August 18, 2019

Whatever Happened to Pickup Campers?


A couple of weeks ago, my friend R. and I were talking about trailers and RVs and such (maybe because he had recently gotten a new-used boat), and we both had the same question: When did pickup campers go away?

They were the inexpensive gateway to car-camping if you did not want to sleep in a tent due to weather or (conceivably) bears. 

"And you could tow your boat behind it," R. pointed out.

We both remembered how when we were kids, a lot of the dads in the Boy Scout troop or whatever showed up with campers mounted on their 1960s or 1970s or maybe early 1980s pickups. 

Sometimes the camper was slid out of the pickup bed in the off-season and left sitting on sawhorses in the side yard, while the pickup was used for other hauling or just as a daily driver.

Was this just another example of American Feature Creep? More and more gadgets, more and more dollars? Did Plain Jane pickup campers not offer enough profit margin compared to motorhomes and camping trailers? I suspect that they did not.

I still see a few, often with pop-tops, which helps with the wind resistance out on the highway, but nothing like during my childhood.

4 comments:

Pat, Marcus & Alexis said...

Oddly enough, I've been pondering this very question myself recently.

Indeed, so much so that I had a conversation with one of my kids a couple of weeks ago about it, and how there were people I knew who even had a pickup truck that they dedicated to this very purpose.

The conversation came about as we were discussing old pickup trucks. For various reasons, we have several pickup trucks here, the newest of which is twelve years old, and the oldest of which is 55. We're looking at replacing a 97 that my son drives, and probably because of the antiquity of some of the vehicles around here, he's been looking at older ones. That lead to a discussion of them, and indeed, to the discussion of a pickup that's of the very model depicted in your photograph above, i.e, a 2x4 "Camper Special" that my father owned in the late 60 through the mid 70s, even though we didn't have a camper ourselves.

Lots of people did, however, including one of my good grade school friends whose parents had a late 60s Dodge 4x4 that always had a camper in the bed. When they went fishing on the weekend locally, they took that, which was nice as it meant you could stop to have lunch in the camper during a day's fishing. Nobody would haul a trailer out for the day that way.

So predominant were they, in fact, that here locally quite a few people adopted the term for the trailers, which when I was a kid were called "camp trailers". Other than popup trailers, which were quite affordable, a "camp trailer" was practically an item of luxury when I was young. Now everyone has them, including us.

In our case, that's a spill over from the demise of the common use of the "sheep camp", although you can still get those. But that's not the case for everyone. Lots and lots of people have camp trailers right here in the neighborhood. And at least some people, like those in my household, call those trailers a "camper", even though they aren't.

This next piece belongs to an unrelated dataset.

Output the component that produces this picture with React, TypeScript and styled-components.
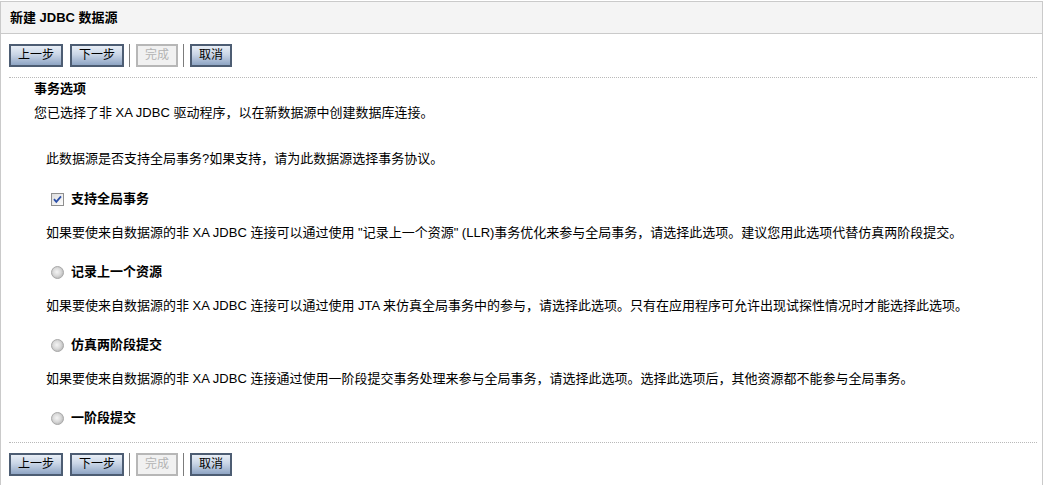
import React from "react";
import styled, { createGlobalStyle } from "styled-components";

const GlobalStyle = createGlobalStyle`
  html, body { margin: 0; padding: 0; background: #ffffff; }
  body {
    font-family: "Liberation Sans", "Noto Sans CJK SC", sans-serif;
    color: #000000;
    font-size: 13px;
  }
`;

const Page = styled.div`
  padding-top: 1px;
  width: 1043px;
`;

const Panel = styled.div`
  box-sizing: border-box;
  width: 1043px;
  min-height: 484px;
  border-top: 1px solid #cacaca;
  border-left: 1px solid #cacaca;
  border-right: 1px solid #cacaca;
`;

const Header = styled.div`
  height: 31px;
  background: #f4f4f4;
  border-bottom: 1px solid #cacaca;
  padding-left: 9px;
  display: flex;
  align-items: center;
`;

const Title = styled.h1`
  margin: 0;
  font-size: 13px;
  font-weight: bold;
  line-height: 16px;
`;

const Toolbar = styled.div`
  display: flex;
  align-items: center;
  padding: 10px 0 10px 8px;
`;

const Button = styled.button<{ $gapLeft?: number }>`
  box-sizing: border-box;
  height: 23px;
  margin: 0 0 0 ${(p) => p.$gapLeft ?? 0}px;
  padding: 0 7px;
  border: 2px solid #4d5d73;
  background: linear-gradient(to bottom, #e8eef6 0%, #c9d5e6 45%, #8fa5c4 100%);
  font-family: "Liberation Sans", "Noto Sans CJK SC", sans-serif;
  font-size: 12px;
  line-height: 17px;
  color: #000000;
  cursor: pointer;

  &:disabled {
    border-color: #b7b7b7;
    background: #f1f1f1;
    color: #b3b3b3;
    cursor: default;
  }
`;

const Separator = styled.span`
  width: 1px;
  height: 23px;
  background: #7c7c7c;
  margin: 0 6px 0 5px;
`;

const Divider = styled.div`
  margin: 0 5px 0 8px;
  border-top: 1px dotted #b9b9b9;
`;

const Content = styled.div`
  padding-left: 33px;
`;

const Heading = styled.h2`
  margin: 3px 0 0;
  font-size: 13px;
  font-weight: bold;
  line-height: 16px;
`;

const Intro = styled.p`
  margin: 8px 0 0;
  font-size: 13px;
  line-height: 16px;
`;

const Options = styled.div`
  padding-left: 12px;
  padding-bottom: 16px;
`;

const Question = styled.p`
  margin: 30px 0 0;
  font-size: 13px;
  line-height: 16px;
`;

const OptionRow = styled.label<{ $first?: boolean }>`
  display: flex;
  align-items: center;
  gap: 7px;
  margin-top: ${(p) => (p.$first ? 24 : 23)}px;
  padding-left: 5px;
  height: 16px;
`;

const OptionLabel = styled.span`
  font-size: 13px;
  font-weight: bold;
  line-height: 16px;
`;

const Description = styled.p`
  margin: 18px 0 0;
  font-size: 13px;
  line-height: 16px;
`;

const CheckIcon = () => (
  <svg width="13" height="13" viewBox="0 0 13 13">
    <defs>
      <linearGradient id="cbg" x1="0" y1="0" x2="1" y2="1">
        <stop offset="0" stopColor="#dcdcdc" />
        <stop offset="1" stopColor="#ffffff" />
      </linearGradient>
    </defs>
    <rect x="0.5" y="0.5" width="12" height="12" fill="url(#cbg)" stroke="#8f8f8f" />
    <path d="M3 6.2 L5.3 8.8 L10 3.4" fill="none" stroke="#2b4fa8" strokeWidth="1.8" />
  </svg>
);

const RadioIcon = ({ id }: { id: string }) => (
  <svg width="13" height="13" viewBox="0 0 13 13">
    <defs>
      <radialGradient id={id} cx="0.45" cy="0.45" r="0.6">
        <stop offset="0" stopColor="#f4f4f4" />
        <stop offset="0.55" stopColor="#d9d9d9" />
        <stop offset="1" stopColor="#b4b4b4" />
      </radialGradient>
    </defs>
    <circle cx="6.5" cy="6.5" r="6" fill={`url(#${id})`} stroke="#a9a9a9" />
  </svg>
);

const ButtonBar = () => (
  <Toolbar>
    <Button>上一步</Button>
    <Button $gapLeft={7}>下一步</Button>
    <Separator />
    <Button disabled>完成</Button>
    <Separator />
    <Button>取消</Button>
  </Toolbar>
);

export default function App() {
  return (
    <>
      <GlobalStyle />
      <Page>
        <Panel>
          <Header>
            <Title>新建 JDBC 数据源</Title>
          </Header>
          <ButtonBar />
          <Divider />
          <Content>
            <Heading>事务选项</Heading>
            <Intro>您已选择了非 XA JDBC 驱动程序，以在新数据源中创建数据库连接。</Intro>
            <Options>
              <Question>此数据源是否支持全局事务?如果支持，请为此数据源选择事务协议。</Question>
              <OptionRow $first>
                <CheckIcon />
                <OptionLabel>支持全局事务</OptionLabel>
              </OptionRow>
              <Description>
                如果要使来自数据源的非 XA JDBC 连接可以通过使用 "记录上一个资源" (LLR)事务优化来参与全局事务，请选择此选项。建议您用此选项代替仿真两阶段提交。
              </Description>
              <OptionRow>
                <RadioIcon id="r1" />
                <OptionLabel>记录上一个资源</OptionLabel>
              </OptionRow>
              <Description>
                如果要使来自数据源的非 XA JDBC 连接可以通过使用 JTA 来仿真全局事务中的参与，请选择此选项。只有在应用程序可允许出现试探性情况时才能选择此选项。
              </Description>
              <OptionRow>
                <RadioIcon id="r2" />
                <OptionLabel>仿真两阶段提交</OptionLabel>
              </OptionRow>
              <Description>
                如果要使来自数据源的非 XA JDBC 连接通过使用一阶段提交事务处理来参与全局事务，请选择此选项。选择此选项后，其他资源都不能参与全局事务。
              </Description>
              <OptionRow>
                <RadioIcon id="r3" />
                <OptionLabel>一阶段提交</OptionLabel>
              </OptionRow>
            </Options>
          </Content>
          <Divider />
          <ButtonBar />
        </Panel>
      </Page>
    </>
  );
}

What I think happened, in part, is that the expansion of the use of the truck killed them off. Back in the day, a lot of those trucks were really purpose dedicated. Those that weren't received some pretty heavy use. Our 2x4s, for example, were always on death's door by 60,000 miles. Most of them, up until the 70s, were standard transmission and somewhat heavy to drive, and most of them were driven by men as a rule. Even now, in my rural area to the north of you, my wife finds it odd that there are men who don't have pickups. Anyhow, when pickups spread to being family trucksters, that meant you didn't want a camper in the bed all the time but you might very well like to haul a camp trailer.

Also, at least to the eye, the process of backing a camper into a pickup looks a bit dicey. It probably isn't, but it looks that way.

We never had a camper when I was a kid as my father used his pickup as a daily driver and we hauled stuff with it. My father figured if we were going to camp. . . we could sleep in the back of the truck or pitch a tent. I've had that attitude, plus a camp trailer, as an adult and haul stuff in my truck. . um trucks, all the time. I still do that if I'm hauling my camp trailer.

Well, those are my long winded theories.

But before I go, along these lines, another thing like this is the pickup stock racks for horses. When I was young, I'd see guys headed up to the hills after elk with two horses in the back of a pickup truck. I can't recall how long ago its been since I've seen that.

Chas S. Clifton said...

"my wife finds it odd that there are men who don't have pickups."

Ha. I feel the same way that in that I currently do not own a pickup, instead making do with a small SUV and a utility trailer.

Pat, Marcus & Alexis said...

Well a SUV is a truck of a type, or at least they used to be sort of regarded that way.

Heck, the legendary Jeep started off as something like "Truck, Utility. 1/4 ton."

Unknown said...

They took _Travels with Charley_ out of the HS reading list. That's what happened.